One of Bailey originals, Patty Griffin set to retire after 44 years
Patty Griffin, RN, radiology, will dress in her scrubs for the final time at Bailey Medical Center (BMC) next month, 44 years to the day she began her nursing career.
Griffin, a member of BMC’s original staff when it was erected in 2006, started her journey in the health care industry before she even had a license to drive.
“It’s very bittersweet,” Griffin said in describing her pending retirement. “I’ve loved it.”
Born in Florida, Griffin’s family moved to Tulsa as she neared her teenage years. While still getting accustomed to her new surroundings, Griffin became a candy striper at Hillcrest Medical Center (HMC) after being inspired by a book that covered the topic as a child.
Griffin had brief aspirations to become a dental assistant, but instead the young mother of two boys shifted her focus to nursing.
“I was young, and I had two babies,” said Griffin, who was 20 when she started at HMC.
On Sept. 12, 1978, Griffin began working on the eighth floor in the med-surg unit, an area that also cared for geriatric patients. Incredibly, Griffin applied to HMC’s nurse aide school 13 times before she was finally accepted. Following nine semesters of schoolwork, Griffin graduated and earned her registered nurse accreditation in 1982. As part of Hillcrest’s tuition reimbursement school program at the time, she was able to continue working at HMC upon graduation, a rarity during that particular era.

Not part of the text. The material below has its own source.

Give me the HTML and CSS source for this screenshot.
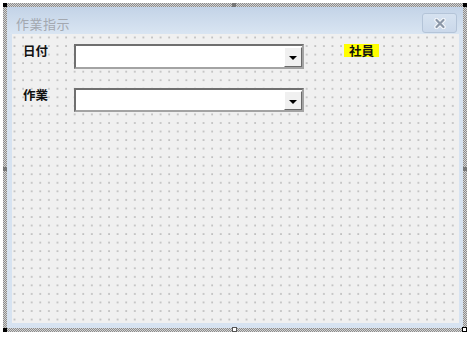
FILE: index.html
```html
<!DOCTYPE html>
<html lang="ja">
<head>
    <meta charset="UTF-8">
    <title>作業指示</title>
    <link rel="stylesheet" href="styles.css">
</head>
<body>
    <div class="designer">
        <span class="handle handle-tl"></span>
        <span class="handle handle-tc"></span>
        <span class="handle handle-tr"></span>
        <span class="handle handle-ml"></span>
        <span class="handle handle-mr"></span>
        <span class="handle handle-bl"></span>
        <span class="handle handle-bc"></span>
        <span class="handle handle-br"></span>

        <div class="form">
            <div class="titlebar">
                <span class="title">作業指示</span>
                <button class="close-btn">
                    <svg width="14" height="11" viewBox="0 0 14 11">
                        <path d="M3.5 2 L10.5 9 M10.5 2 L3.5 9" stroke="#f4f7fb" stroke-width="4.5" stroke-linecap="round"/>
                        <path d="M3.5 2 L10.5 9 M10.5 2 L3.5 9" stroke="#8b97a8" stroke-width="2.2" stroke-linecap="round"/>
                    </svg>
                </button>
            </div>
            <div class="client">
                <div class="row">
                    <label class="caption">日付</label>
                    <div class="combo">
                        <div class="combo-text"></div>
                        <div class="combo-btn"><span class="arrow"></span></div>
                    </div>
                    <label class="caption highlight">社員</label>
                </div>
                <div class="row">
                    <label class="caption">作業</label>
                    <div class="combo short">
                        <div class="combo-text"></div>
                        <div class="combo-btn"><span class="arrow"></span></div>
                    </div>
                </div>
            </div>
        </div>
    </div>
</body>
</html>
```

FILE: styles.css
```css
body {
    margin: 0;
    background-color: #ffffff;
    font-family: 'Noto Sans CJK JP', 'DejaVu Sans', sans-serif;
}

/* selection frame of the designer */
.designer {
    position: relative;
    margin: 3px;
    width: 456px;
    height: 321px;
    padding: 4px;
    background-color: #b8b8b8;
    background-image: repeating-conic-gradient(#8c8c8c 0 25%, #d4d4d4 0 50%);
    background-size: 2px 2px;
}

.handle {
    position: absolute;
    width: 4px;
    height: 4px;
    background-color: #000;
}

.handle-tl { left: 0; top: 0; }
.handle-tr { right: 0; top: 0; }
.handle-bl { left: 0; bottom: 0; }
.handle-tc { left: 229px; top: 0; background-color: #777; }
.handle-ml { left: 0; top: 164px; background-color: #777; }
.handle-mr { right: 0; top: 164px; background-color: #777; }
.handle-bc { left: 229px; bottom: 0; background-color: #fff; border: 1px solid #555; width: 3px; height: 3px; }
.handle-br { right: 0; bottom: 0; background-color: #fff; border: 1px solid #000; width: 3px; height: 3px; }

.form {
    display: flex;
    flex-direction: column;
    width: 456px;
    height: 321px;
    background-color: #d7e3f1;
}

.titlebar {
    display: flex;
    align-items: flex-end;
    justify-content: space-between;
    box-sizing: border-box;
    height: 27px;
    padding: 0 6px 0 9px;
    background: linear-gradient(to bottom, #c3d3e7, #d9e5f2);
}

.title {
    margin-bottom: 3px;
    font-size: 13px;
    line-height: 14px;
    color: #a3a8b0;
    letter-spacing: 0.5px;
}

.close-btn {
    display: flex;
    align-items: center;
    justify-content: center;
    box-sizing: border-box;
    width: 35px;
    height: 20px;
    margin-bottom: 1px;
    padding: 0;
    border: 1px solid #b4c4d8;
    border-radius: 3px;
    background: linear-gradient(to bottom, #d6e2f0, #cad8ea);
}

.client {
    flex: 1;
    margin: 0 4px 5px 5px;
    padding: 10px 0 0 11px;
    background-color: #f0f0f0;
    background-image: radial-gradient(circle at 1px 1px, #b4b4b4 0.5px, rgba(200, 200, 200, 0.5) 0.9px, transparent 1.2px);
    background-size: 8.6px 8.55px;
    background-position: 1.5px 2.5px;
}

.row {
    display: flex;
    align-items: flex-start;
    margin-bottom: 19px;
}

.caption {
    width: 51px;
    font-size: 12.5px;
    font-weight: bold;
    line-height: 13px;
    color: #111;
}

.highlight {
    width: auto;
    margin: 0 0 0 40px;
    padding: 0 5px;
    background-color: #ffff00;
}

.combo {
    display: flex;
    box-sizing: border-box;
    width: 230px;
    height: 25px;
    border-top: 2px solid #6f6f6f;
    border-left: 2px solid #6f6f6f;
    border-right: 2px solid #a3a3a3;
    border-bottom: 2px solid #a3a3a3;
    background-color: #fff;
}

.combo.short {
    height: 24px;
}

.combo-text {
    flex: 1;
}

.combo-btn {
    display: flex;
    align-items: center;
    justify-content: center;
    box-sizing: border-box;
    width: 18px;
    margin-top: 1px;
    border-top: 1px solid #ffffff;
    border-left: 1px solid #ffffff;
    border-right: 1px solid #6a6a6a;
    border-bottom: 1px solid #6a6a6a;
    background-color: #f0f0f0;
}

.arrow {
    width: 0;
    height: 0;
    margin-top: 2px;
    border-left: 4.5px solid transparent;
    border-right: 4.5px solid transparent;
    border-top: 4.5px solid #000;
}
```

“Nursing wasn’t like it is now,” Griffin recalled. “There were more people who wanted to be nurses than there were jobs, so fortunately they had to keep me to pay back my tuition.”
She worked on the cardiac floor from 1982-88, then transferred to the cardiac cath lab for an 18-year stint. In 2006, as her family continued to expand, Griffin was alerted to an opportunity as a radiology nurse at the soon-to-open BMC.

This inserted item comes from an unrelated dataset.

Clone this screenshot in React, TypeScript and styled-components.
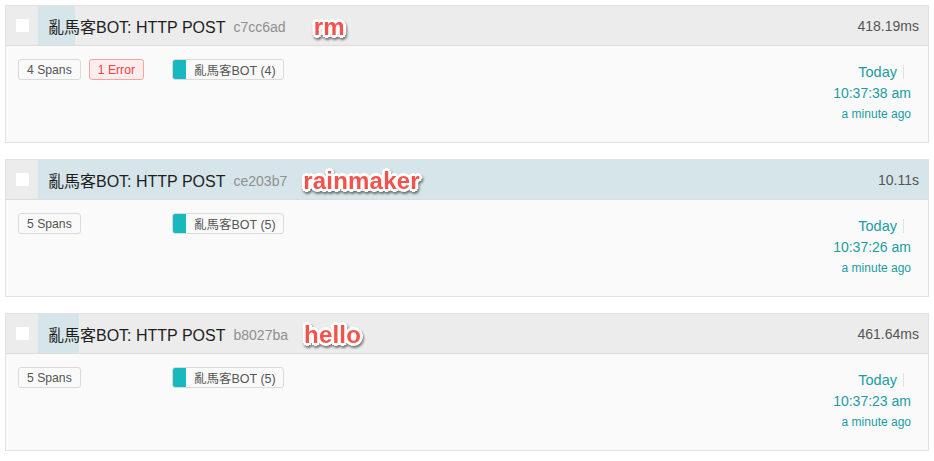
import React from "react";
import styled, { createGlobalStyle } from "styled-components";

const GlobalStyle = createGlobalStyle`
  html, body { margin: 0; padding: 0; background: #ffffff; }
  body { font-family: "Liberation Sans", "Noto Sans CJK TC", Arial, sans-serif; color: #333; }
`;

const Page = styled.div`
  padding: 5px 5px 0 5px;
  width: 934px;
  box-sizing: border-box;
  display: flex;
  flex-direction: column;
  gap: 16px;
`;

const Card = styled.div`
  border: 1px solid #e1e1e1;
  background: #fafafa;
  display: flex;
  flex-direction: column;
`;

const Header = styled.div`
  display: flex;
  height: 39px;
  background: #ececec;
  border-bottom: 1px solid #dcdcdc;
`;

const CheckCell = styled.div`
  width: 32px;
  flex: none;
  display: flex;
  align-items: center;
  justify-content: center;
`;

const Checkbox = styled.span`
  width: 15px;
  height: 15px;
  background: #ffffff;
  border: 1px solid #ececec;
  border-radius: 2px;
  box-sizing: border-box;
  margin-top: -1px;
`;

const HeaderMain = styled.div`
  position: relative;
  flex: 1;
  display: flex;
  align-items: center;
  padding: 0 9px 0 10px;
`;

const DurationBar = styled.div`
  position: absolute;
  left: 0;
  top: 0;
  bottom: 0;
  background: #d6e5e9;
`;

const Title = styled.span`
  position: relative;
  font-size: 16px;
  color: #1e1e1e;
`;

const TraceId = styled.span`
  position: relative;
  font-size: 14px;
  color: #8f8f8f;
  margin-left: 8px;
  margin-top: 2px;
`;

const Note = styled.span<{ $gap: number }>`
  position: relative;
  margin-left: ${(p) => p.$gap}px;
  margin-top: 3px;
  font-size: 24px;
  font-weight: 700;
  color: #f4534b;
  letter-spacing: 0.2px;
  text-shadow:
    2px 0 0 #fff, -2px 0 0 #fff, 0 2px 0 #fff, 0 -2px 0 #fff,
    2px 2px 0 #fff, -2px -2px 0 #fff, 2px -2px 0 #fff, -2px 2px 0 #fff,
    3px 0 0 #fff, -3px 0 0 #fff, 0 3px 0 #fff, 0 -3px 0 #fff;
  filter: drop-shadow(1px 2px 1px rgba(0, 0, 0, 0.5));
`;

const Duration = styled.span`
  position: relative;
  margin-left: auto;
  font-size: 14px;
  color: #555;
`;

const Body = styled.div`
  height: 96px;
  display: flex;
  padding: 13px 17px 0 12px;
  box-sizing: border-box;
`;

const Badges = styled.div`
  width: 154px;
  flex: none;
  display: flex;
  gap: 8px;
  align-items: flex-start;
`;

const Badge = styled.span<{ $error?: boolean }>`
  height: 21px;
  box-sizing: border-box;
  display: inline-flex;
  align-items: center;
  padding: 0 8px;
  font-size: 12.2px;
  border-radius: 3px;
  border: 1px solid ${(p) => (p.$error ? "#f8a4a4" : "#dadada")};
  background: ${(p) => (p.$error ? "#ffecec" : "#fafafa")};
  color: ${(p) => (p.$error ? "#f03e44" : "#555")};
`;

const Services = styled.div`
  flex: 1;
  display: flex;
  align-items: flex-start;
`;

const ServiceTag = styled.span`
  height: 21px;
  box-sizing: border-box;
  display: inline-flex;
  align-items: center;
  border: 1px solid #dadada;
  border-radius: 3px;
  overflow: hidden;
  font-size: 12.5px;
  color: #555;
  padding-right: 7px;
`;

const Swatch = styled.span<{ $color: string }>`
  width: 14px;
  align-self: stretch;
  background: ${(p) => p.$color};
  margin-right: 8px;
  margin-left: -1px;
  margin-top: -1px;
  margin-bottom: -1px;
  border-radius: 3px 0 0 3px;
`;

const TimeCol = styled.div`
  display: flex;
  flex-direction: column;
  align-items: flex-end;
  color: #1b9ca2;
  padding-top: 3px;
`;

const Day = styled.span`
  font-size: 14.5px;
  line-height: 20px;
  margin-right: 7px;
  padding-right: 7px;
  position: relative;
  &::after {
    content: "";
    position: absolute;
    right: 0;
    top: 3px;
    bottom: 3px;
    width: 1px;
    background: #e2e2e2;
  }
`;

const Clock = styled.span`
  font-size: 14px;
  line-height: 22px;
`;

const Ago = styled.span`
  font-size: 12px;
  line-height: 20px;
`;

type Trace = {
  id: string;
  note: string;
  noteGap: number;
  duration: string;
  ms: number;
  spans: number;
  errors: number;
  time: string;
};

const MAX_MS = 10110;

const traces: Trace[] = [
  { id: "c7cc6ad", note: "rm", noteGap: 28, duration: "418.19ms", ms: 418.19, spans: 4, errors: 1, time: "10:37:38 am" },
  { id: "ce203b7", note: "rainmaker", noteGap: 16, duration: "10.11s", ms: 10110, spans: 5, errors: 0, time: "10:37:26 am" },
  { id: "b8027ba", note: "hello", noteGap: 16, duration: "461.64ms", ms: 461.64, spans: 5, errors: 0, time: "10:37:23 am" },
];

export default function App() {
  return (
    <>
      <GlobalStyle />
      <Page>
        {traces.map((t) => (
          <Card key={t.id}>
            <Header>
              <CheckCell>
                <Checkbox />
              </CheckCell>
              <HeaderMain>
                <DurationBar style={{ width: `${(t.ms / MAX_MS) * 100}%` }} />
                <Title>亂馬客BOT: HTTP POST</Title>
                <TraceId>{t.id}</TraceId>
                <Note $gap={t.noteGap}>{t.note}</Note>
                <Duration>{t.duration}</Duration>
              </HeaderMain>
            </Header>
            <Body>
              <Badges>
                <Badge>{t.spans} Spans</Badge>
                {t.errors > 0 && <Badge $error>{t.errors} Error</Badge>}
              </Badges>
              <Services>
                <ServiceTag>
                  <Swatch $color="#17b8be" />
                  亂馬客BOT ({t.spans})
                </ServiceTag>
              </Services>
              <TimeCol>
                <Day>Today</Day>
                <Clock>{t.time}</Clock>
                <Ago>a minute ago</Ago>
              </TimeCol>
            </Body>
          </Card>
        ))}
      </Page>
    </>
  );
}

“I had no idea what a radiology nurse did before I came here,” Griffin joked. “But it was a good situation for my family.”
Since joining the team, Griffin has watched BMC grow from its infancy into one of the pillars of the Owasso community.

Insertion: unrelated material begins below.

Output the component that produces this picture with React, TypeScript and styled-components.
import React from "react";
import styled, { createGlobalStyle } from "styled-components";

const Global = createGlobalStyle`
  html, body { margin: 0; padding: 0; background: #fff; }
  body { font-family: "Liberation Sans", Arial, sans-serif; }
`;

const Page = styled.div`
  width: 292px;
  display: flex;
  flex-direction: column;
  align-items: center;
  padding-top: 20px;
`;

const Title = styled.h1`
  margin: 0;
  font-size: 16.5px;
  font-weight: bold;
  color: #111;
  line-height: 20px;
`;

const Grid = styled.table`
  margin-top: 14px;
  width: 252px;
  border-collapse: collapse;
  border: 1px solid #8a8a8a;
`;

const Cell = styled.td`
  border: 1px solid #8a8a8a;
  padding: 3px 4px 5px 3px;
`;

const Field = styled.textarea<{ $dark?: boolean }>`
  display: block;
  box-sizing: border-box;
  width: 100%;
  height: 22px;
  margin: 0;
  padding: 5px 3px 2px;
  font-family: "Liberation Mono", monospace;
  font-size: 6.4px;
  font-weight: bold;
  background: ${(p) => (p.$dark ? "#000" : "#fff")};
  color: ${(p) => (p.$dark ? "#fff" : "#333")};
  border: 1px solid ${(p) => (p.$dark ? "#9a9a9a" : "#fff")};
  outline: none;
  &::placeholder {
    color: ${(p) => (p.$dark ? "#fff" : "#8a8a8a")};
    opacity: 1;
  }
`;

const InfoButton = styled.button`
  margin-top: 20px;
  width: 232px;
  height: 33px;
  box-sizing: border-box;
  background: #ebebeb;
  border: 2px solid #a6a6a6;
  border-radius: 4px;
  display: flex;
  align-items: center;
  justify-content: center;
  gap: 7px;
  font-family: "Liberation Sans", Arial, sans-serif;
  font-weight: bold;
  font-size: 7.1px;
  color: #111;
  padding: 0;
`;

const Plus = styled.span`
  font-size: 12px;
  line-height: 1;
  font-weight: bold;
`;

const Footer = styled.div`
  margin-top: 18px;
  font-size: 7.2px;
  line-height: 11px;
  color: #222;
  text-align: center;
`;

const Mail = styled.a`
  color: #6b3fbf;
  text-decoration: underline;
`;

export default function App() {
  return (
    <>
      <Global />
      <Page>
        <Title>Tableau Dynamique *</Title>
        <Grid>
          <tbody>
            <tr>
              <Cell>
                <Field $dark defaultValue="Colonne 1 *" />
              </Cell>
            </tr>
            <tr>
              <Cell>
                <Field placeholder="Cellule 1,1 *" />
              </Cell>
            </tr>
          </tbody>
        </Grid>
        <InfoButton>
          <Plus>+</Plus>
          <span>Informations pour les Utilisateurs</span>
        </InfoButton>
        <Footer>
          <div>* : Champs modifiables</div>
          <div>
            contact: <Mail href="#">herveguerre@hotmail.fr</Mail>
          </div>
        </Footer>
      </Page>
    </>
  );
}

“Bailey does a lot that boosts morale,” she said. “They celebrate a lot of things. It makes for a good environment. We’re all family here.”
Griffin said she is thankful for all of those who have played a role in her success.
“I would like to thank God and my family for being so patient with me over the years with the work I have done, and all the friends I have made,” she said.
As Sept. 12, 2022, Griffin’s final day at BMC, approaches, she has one piece of advice for those just beginning to blaze their own trail in the field of medicine.
“You have to really love this job, or you need to find another one,” she said.
Among Griffin’s initial plans in retirement is to travel.
“I like to tease the family and tell the boys that I’m going to turn 16 on Sept. 12,” she said. “I’m going to fly by the seat of my pants, just like they did.”
Griffin listed numerous colleagues who have made an impression in her professional life and said her career is highlighted by the relationships she has built, along with the changes in medical technology she has witnessed. But Griffin’s most important memories came from her patients.
“I’ve really enjoyed my patients,” she said. “It’s nice to see them get better and go home and do the things they were doing before. Giving them back their activity levels and the life they think they should have back, that’s special. I’m going to miss that.”